In mid-2016, I left one job to go to another. The role turned out to be different from what was discussed early on. I found myself with little to do, so I took that as a reason to focus on the building even more.

That didn’t last long, because I’ve never been one to phone it in with work, and the fact that I was doing so was eating at me.

Then I found another job, and in the process found I myself again — remembering what I did for a living and why I was on this planet. The person I was began fighting the person I had become.

As I fell back in love with my real work, my resentment of the family responsibility grew. Some questioned how I was doing things, which made me angrier, since I felt everyone was happy to leave it all on me in the beginning. I started to get sicker.

At the bottom of that pit, things started getting clear again.

I remembered some important things:

  • My first responsibility is to God, and, by extension, my immediate family — specifically my wife and children.
  • My life’s work is in information security, not real estate.

A few months ago I took all my confusion into the confession booth. The priest suggested I practice prudence — using reason to govern myself. In my case, prudence meant putting the added responsibilities in their proper place, behind the things that are more important.

That’s what I’ve been doing.

I asked my sisters to start taking on some of the building responsibilities, which they have. I began limiting the days at the family building to once a week and spending most of the time each week at my company’s office. It’s made things better.

There’s still a lot of turmoil right now. I can’t fully escape the building. I still have to do better at doing right by my family. But my life has come into clearer focus, and I’m grateful for that.

The time for people pleasing is over. If my father is watching, I hope he understands that I can’t be him and that I never should have tried.

Some will be taken aback by the choices I make going forward, but they’ll have to deal with it. If something doesn’t fit into my top priorities, I won’t spend any more time on it than I have to.

If that makes them angry, so be it. It’s time I got back to being me.

Fire storm in the shape of a fist and the middle finger

I’m a Relapsed People Pleaser

I’ve had an epiphany about my recent depression — a realization so brutally simple that I feel stupid for not seeing it sooner.

I’ve been miserable in part because I fell back into a habit I knew was corrosive. I once wrote a post about overcoming it. That made me feel even more like a chump, because this thing I had overcome was back, whipping me again. And I didn’t see it coming.

I relapsed into people pleasing.

Mood music:

http://youtu.be/7ZVbGj6wp_8

In recent months, I’ve obsessively tried to please colleagues, friends and family. I’ve worked myself to exhaustion trying to make everyone happy. In the process, I burned myself out and developed a low sense of self-worth.

Most of the time, you can’t please people.

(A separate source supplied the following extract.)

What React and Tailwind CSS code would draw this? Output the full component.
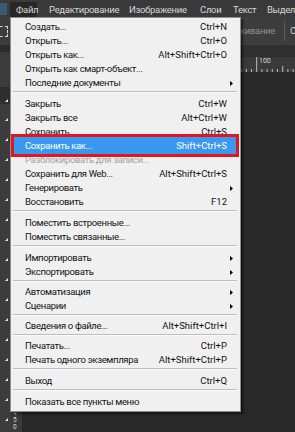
import React from "react";

const groups = [
  {
    sep: 7,
    items: [
      { label: "Создать...", shortcut: "Ctrl+N" },
      { label: "Открыть...", shortcut: "Ctrl+O" },
      { label: "Открыть как...", shortcut: "Alt+Shift+Ctrl+O" },
      { label: "Открыть как смарт-объект..." },
      { label: "Последние документы", arrow: true },
    ],
  },
  {
    sep: 7,
    items: [
      { label: "Закрыть", shortcut: "Ctrl+W" },
      { label: "Закрыть все", shortcut: "Alt+Ctrl+W" },
      { label: "Сохранить", shortcut: "Ctrl+S" },
      { label: "Сохранить как...", shortcut: "Shift+Ctrl+S", active: true },
      { label: "Разблокировать для записи...", disabled: true },
      { label: "Сохранить для Web...", shortcut: "Alt+Shift+Ctrl+S" },
      { label: "Генерировать", arrow: true },
      { label: "Восстановить", shortcut: "F12" },
    ],
  },
  {
    sep: 7,
    items: [
      { label: "Поместить встроенные..." },
      { label: "Поместить связанные..." },
    ],
  },
  {
    sep: 6,
    items: [
      { label: "Импортировать", arrow: true },
      { label: "Экспортировать", arrow: true },
    ],
  },
  {
    sep: 6,
    items: [
      { label: "Автоматизация", arrow: true },
      { label: "Сценарии", arrow: true },
    ],
  },
  {
    sep: 6,
    items: [{ label: "Сведения о файле...", shortcut: "Alt+Shift+Ctrl+I" }],
  },
  {
    sep: 7,
    items: [
      { label: "Печатать...", shortcut: "Ctrl+P" },
      { label: "Печать одного экземпляра", shortcut: "Alt+Shift+Ctrl+P" },
    ],
  },
  {
    sep: 7,
    items: [{ label: "Выход", shortcut: "Ctrl+Q" }],
  },
  {
    sep: 0,
    items: [{ label: "Показать все пункты меню" }],
  },
];

function Arrow() {
  return (
    <svg width="3" height="5" viewBox="0 0 3 5" className="mr-[-6px]">
      <polygon points="0,0 3,2.5 0,5" fill="#000" />
    </svg>
  );
}

function Item({ label, shortcut, arrow, disabled, active }) {
  let cls =
    "flex h-[14px] items-center justify-between whitespace-nowrap leading-[14px] pl-[14px] pr-[13px] text-[#141414]";
  if (active)
    cls =
      "flex h-[14px] items-center justify-between whitespace-nowrap leading-[14px] mx-[2px] pl-[12px] pr-[11px] bg-[#3b98ef] text-white shadow-[0_-2px_0_#3b98ef,0_1px_0_#3b98ef]";
  if (disabled)
    cls =
      "flex h-[14px] items-center justify-between whitespace-nowrap leading-[14px] pl-[14px] pr-[13px] text-[#a2a2a2]";
  return (
    <div className={cls}>
      <span className="tracking-[-0.35px]">{label}</span>
      {shortcut ? <span>{shortcut}</span> : arrow ? <Arrow /> : null}
    </div>
  );
}

function Separator({ h }) {
  return (
    <div className={h === 7 ? "h-[7px] pt-[1px] pl-[2px] pr-[3px]" : "h-[6px] pt-[1px] pl-[2px] pr-[3px]"}>
      <div className="h-px bg-[#bdbdbd]" />
      <div className="h-px bg-[#fbfbfb]" />
    </div>
  );
}

function ToolMark() {
  return (
    <div className="flex h-[20px] items-end justify-end pr-[2px] pb-[3px]">
      <svg width="3" height="3" viewBox="0 0 3 3">
        <polygon points="3,0 3,3 0,3" fill="#e6e6e6" />
      </svg>
    </div>
  );
}

function HRuler() {
  const ticks = [];
  for (let i = -45; i <= 12; i++) {
    const x = 234.7 + i * 5.2;
    const h = i % 10 === 0 ? 15 : i % 5 === 0 ? 6 : 3;
    ticks.push(<line key={i} x1={x} x2={x} y1={15 - h} y2={15} stroke="#bdbdbd" strokeWidth="1" />);
  }
  return (
    <svg width="273" height="15" viewBox="0 0 273 15" className="absolute left-0 top-0">
      {ticks}
    </svg>
  );
}

export default function App() {
  return (
    <div className="relative h-[432px] w-[295px] overflow-hidden bg-[#282828] font-['Roboto',sans-serif] text-[9.5px]">
      {/* menu bar */}
      <div className="flex h-[17px] overflow-hidden whitespace-nowrap bg-[#3a3a3a] text-[9.5px] tracking-[-0.3px] text-[#d6d6d6]">
        <div className="flex h-[17px] w-[10px] shrink-0 items-center">
          <div className="h-[12px] w-[7px] rounded-r-[1px] bg-[#3d5873]" />
        </div>
        <div className="mt-[2px] h-[15px] w-[27px] shrink-0 bg-[#272727] pl-[6px] leading-[15px]">Файл</div>
        <div className="mt-[2px] h-[15px] w-[85px] shrink-0 pl-[12px] leading-[15px]">Редактирование</div>
        <div className="mt-[2px] h-[15px] w-[71px] shrink-0 pl-[7px] leading-[15px]">Изображение</div>
        <div className="mt-[2px] h-[15px] w-[33px] shrink-0 pl-[7px] leading-[15px]">Слои</div>
        <div className="mt-[2px] h-[15px] w-[34px] shrink-0 pl-[7px] leading-[15px]">Текст</div>
        <div className="mt-[2px] h-[15px] shrink-0 pl-[7px] leading-[15px]">Выделение</div>
      </div>

      {/* options bar */}
      <div className="flex h-[28px] items-center overflow-hidden whitespace-nowrap bg-[#3d3d3d] tracking-[-0.3px]">
        <div className="h-[28px] w-[10px] shrink-0 overflow-hidden pt-[9px]">
          <div className="ml-[-6px] h-[11px] w-[14px] border border-dashed border-[#d8d8d8]" />
        </div>
        <div className="flex w-[265px] shrink-0 items-center justify-end text-[#8e8e8e]">
          <span>Сглаживание</span>
        </div>
        <div className="ml-[9px] h-[20px] w-px shrink-0 bg-[#5c5c5c]" />
        <span className="ml-[5px] shrink-0 text-[#d0d0d0]">Стиль:</span>
      </div>

      {/* body */}
      <div className="flex h-[387px]">
        <div className="flex w-[10px] shrink-0 flex-col bg-[#3c3c3c]">
          <div className="h-[7px] bg-[#2b2b2b]" />
          <div className="h-[35px]" />
          <div className="h-[17px] bg-[#2e2e2e]">
            <div className="flex h-full items-end justify-end pr-[2px] pb-[2px]">
              <svg width="3" height="3" viewBox="0 0 3 3">
                <polygon points="3,0 3,3 0,3" fill="#e6e6e6" />
              </svg>
            </div>
          </div>
          {Array.from({ length: 16 }).map((_, i) => (
            <ToolMark key={i} />
          ))}
        </div>
        <div className="flex flex-1 flex-col">
          <div className="h-[12px] bg-[#2f2f2f]" />
          <div className="flex h-[15px]">
            <div className="w-[12px] bg-[#3a3a3a]" />
            <div className="relative flex-1 bg-[#3a3a3a]">
              <HRuler />
              <span className="absolute left-[237px] top-[0px] text-[7px] leading-[9px] text-[#d8d8d8]">100</span>
            </div>
          </div>
          <div className="flex flex-1">
            <div className="flex w-[12px] flex-col items-start bg-[#3a3a3a] pl-[3px] pt-[337px] text-[6.5px] leading-[7px] text-[#dcdcdc]">
              <div className="h-px w-[9px] bg-[#bdbdbd]" />
              <span>4</span>
              <span>5</span>
              <span>0</span>
            </div>
            <div className="flex-1 bg-[#282828]" />
          </div>
        </div>
      </div>

      {/* File menu dropdown */}
      <div className="absolute left-[10px] top-[17px] w-[231px] border border-[#8f8f8f] bg-[#f0f0f0] pt-[2px] pb-[2px] shadow-[2px_2px_2px_rgba(0,0,0,0.55)]">
        {groups.map((g, gi) => (
          <div key={gi}>
            {g.items.map((it) => (
              <Item key={it.label} {...it} />
            ))}
            {g.sep ? <Separator h={g.sep} /> : null}
          </div>
        ))}
      </div>

      {/* red annotation frame */}
      <div className="absolute left-[11px] top-[134px] h-[23px] w-[228px] border-[3px] border-[#e2161c]" />
    </div>
  );
}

I learned that lesson a long time ago, but it seems I forgot it.

It used to be that I wanted desperately to make every boss happy, and I succeeded for a while. But in doing so I damaged myself to the core and came within inches of an emotional breakdown. It caused me to work 80 hours a week, waking up each morning scared to death that I would fall short or fail altogether. No employee gets back 100 percent of what they put in to the corporate machine. Sure, you can make your direct bosses happy, but the folks many layers above them in the food chain still won’t know who you are or care that you work 80 hours a week.

I wanted to make every family member happy, too. That didn’t work, either, because when you get right down to it, people are never satisfied for long. Humans have never-ending, ever-changing wants and needs.

Understanding that, I changed my ways a few years ago and spent more time being true to myself, playing to my strengths and passions and not worrying about who was happy and who wasn’t. I focused more on the things I love and put in 100 percent. I worried less about the tasks that bored me, performance review consequences be damned. When I did that, a lot of things fell into place and I had more career success than ever before.

So why the relapse?

Lately, there have been serious challenges at work and with my extended family. As the challenges started to arise, I dove headlong into dealing with them with the gusto I’ve had in more recent years.

But the challenges were too big and numerous. Without thinking, I let myself get sucked in deeper and deeper. I got so absorbed in the problems around me that I forgot an old lesson: The more you try to fix things, the more likely you are to just make them worse.

I’m not advocating selfishness. It’s absolutely right to want to do the best job you can at work. It’s absolutely right to try being a blessing to those around you. But there comes a point where certain situations are bigger than your ability to change things. You can play a part, but you can’t fix everything on your own.

Now that I’m aware again, I have to address the next challenge: remembering how to stop.